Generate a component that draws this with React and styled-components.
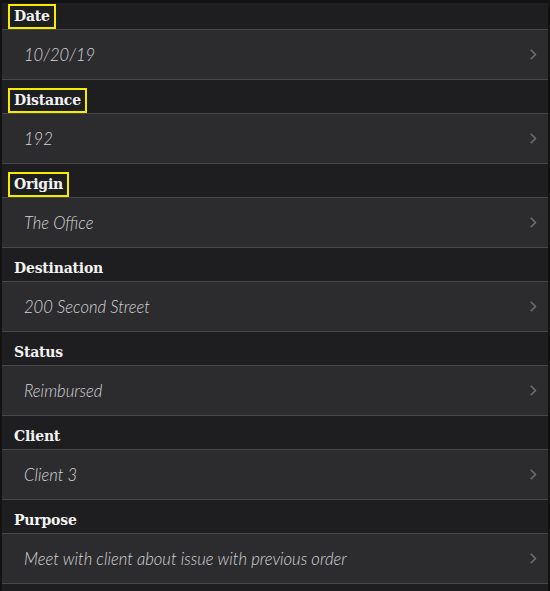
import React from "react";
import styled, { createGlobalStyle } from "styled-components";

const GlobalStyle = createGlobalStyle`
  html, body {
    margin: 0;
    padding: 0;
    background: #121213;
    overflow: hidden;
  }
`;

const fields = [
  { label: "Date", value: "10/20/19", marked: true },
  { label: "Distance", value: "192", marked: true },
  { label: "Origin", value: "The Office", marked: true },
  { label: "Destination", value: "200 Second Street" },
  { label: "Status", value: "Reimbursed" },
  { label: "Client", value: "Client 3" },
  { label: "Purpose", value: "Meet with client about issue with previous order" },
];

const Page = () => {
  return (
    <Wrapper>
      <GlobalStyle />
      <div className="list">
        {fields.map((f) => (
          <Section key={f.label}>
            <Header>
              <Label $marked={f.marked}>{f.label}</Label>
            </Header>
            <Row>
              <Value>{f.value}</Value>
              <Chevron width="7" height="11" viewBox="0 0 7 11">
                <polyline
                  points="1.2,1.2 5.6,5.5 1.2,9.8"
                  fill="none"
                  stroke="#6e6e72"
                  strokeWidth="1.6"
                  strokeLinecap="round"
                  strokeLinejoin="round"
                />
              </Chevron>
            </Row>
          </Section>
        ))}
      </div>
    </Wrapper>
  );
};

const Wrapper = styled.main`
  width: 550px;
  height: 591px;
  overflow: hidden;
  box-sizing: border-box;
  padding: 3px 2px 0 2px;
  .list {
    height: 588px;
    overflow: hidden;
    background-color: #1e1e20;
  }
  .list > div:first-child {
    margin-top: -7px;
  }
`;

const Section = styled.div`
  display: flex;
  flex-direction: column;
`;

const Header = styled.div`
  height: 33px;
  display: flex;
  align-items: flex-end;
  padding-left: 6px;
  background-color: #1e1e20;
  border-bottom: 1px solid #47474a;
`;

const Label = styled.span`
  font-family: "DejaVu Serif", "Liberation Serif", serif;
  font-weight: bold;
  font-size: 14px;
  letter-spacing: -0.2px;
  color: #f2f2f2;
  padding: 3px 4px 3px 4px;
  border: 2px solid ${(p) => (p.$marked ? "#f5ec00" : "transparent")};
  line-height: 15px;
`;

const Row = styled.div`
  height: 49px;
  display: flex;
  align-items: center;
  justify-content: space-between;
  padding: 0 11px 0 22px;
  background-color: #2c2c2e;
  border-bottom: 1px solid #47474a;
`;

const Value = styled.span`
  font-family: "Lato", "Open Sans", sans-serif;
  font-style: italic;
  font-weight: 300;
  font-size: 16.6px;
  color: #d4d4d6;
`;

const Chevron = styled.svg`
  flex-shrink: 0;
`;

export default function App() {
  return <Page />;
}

--

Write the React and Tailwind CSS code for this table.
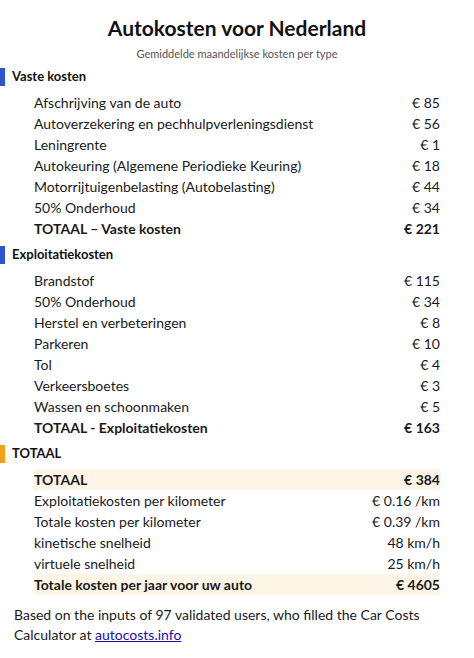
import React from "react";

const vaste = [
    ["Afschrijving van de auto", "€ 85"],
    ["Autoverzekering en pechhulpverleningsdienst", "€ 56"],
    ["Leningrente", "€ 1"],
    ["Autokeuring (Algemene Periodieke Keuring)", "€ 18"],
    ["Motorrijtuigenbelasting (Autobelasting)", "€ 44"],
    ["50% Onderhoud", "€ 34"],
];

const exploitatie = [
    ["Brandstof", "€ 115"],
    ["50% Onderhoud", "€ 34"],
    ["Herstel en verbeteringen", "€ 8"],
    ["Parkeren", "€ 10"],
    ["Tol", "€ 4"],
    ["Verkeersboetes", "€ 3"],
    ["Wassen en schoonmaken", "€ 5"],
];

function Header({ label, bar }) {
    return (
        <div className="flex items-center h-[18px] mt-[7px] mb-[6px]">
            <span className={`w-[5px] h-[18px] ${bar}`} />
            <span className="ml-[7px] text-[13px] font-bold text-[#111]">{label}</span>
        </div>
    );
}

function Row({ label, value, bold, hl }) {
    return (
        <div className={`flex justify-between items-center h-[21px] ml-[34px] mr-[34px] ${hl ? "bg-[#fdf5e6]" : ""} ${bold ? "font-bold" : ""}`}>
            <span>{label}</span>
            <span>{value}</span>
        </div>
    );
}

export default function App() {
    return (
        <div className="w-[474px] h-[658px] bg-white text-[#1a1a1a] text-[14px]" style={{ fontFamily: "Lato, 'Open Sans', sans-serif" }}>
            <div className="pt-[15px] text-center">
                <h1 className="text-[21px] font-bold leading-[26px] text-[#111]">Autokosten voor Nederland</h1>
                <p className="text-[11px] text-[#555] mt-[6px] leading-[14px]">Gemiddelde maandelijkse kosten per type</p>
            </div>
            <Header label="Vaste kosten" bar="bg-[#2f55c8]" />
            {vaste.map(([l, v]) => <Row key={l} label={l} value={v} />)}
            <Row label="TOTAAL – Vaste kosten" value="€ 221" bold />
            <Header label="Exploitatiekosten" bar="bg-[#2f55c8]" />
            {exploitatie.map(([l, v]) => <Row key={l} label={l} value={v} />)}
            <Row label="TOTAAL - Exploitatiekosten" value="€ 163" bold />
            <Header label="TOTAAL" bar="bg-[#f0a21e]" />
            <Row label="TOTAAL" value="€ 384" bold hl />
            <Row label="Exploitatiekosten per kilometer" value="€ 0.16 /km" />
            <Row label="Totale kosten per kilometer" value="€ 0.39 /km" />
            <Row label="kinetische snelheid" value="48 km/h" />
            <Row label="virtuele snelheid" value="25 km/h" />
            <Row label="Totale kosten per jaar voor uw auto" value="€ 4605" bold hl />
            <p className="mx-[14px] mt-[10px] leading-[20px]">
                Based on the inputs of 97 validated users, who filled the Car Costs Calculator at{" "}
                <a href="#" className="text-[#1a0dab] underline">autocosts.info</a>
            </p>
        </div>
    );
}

- [What this task involves]: Using the entries above, return each line that includes the word "components".

- [Result of this task]:
Generate a component that draws this with React and styled-components.
import styled, { createGlobalStyle } from "styled-components";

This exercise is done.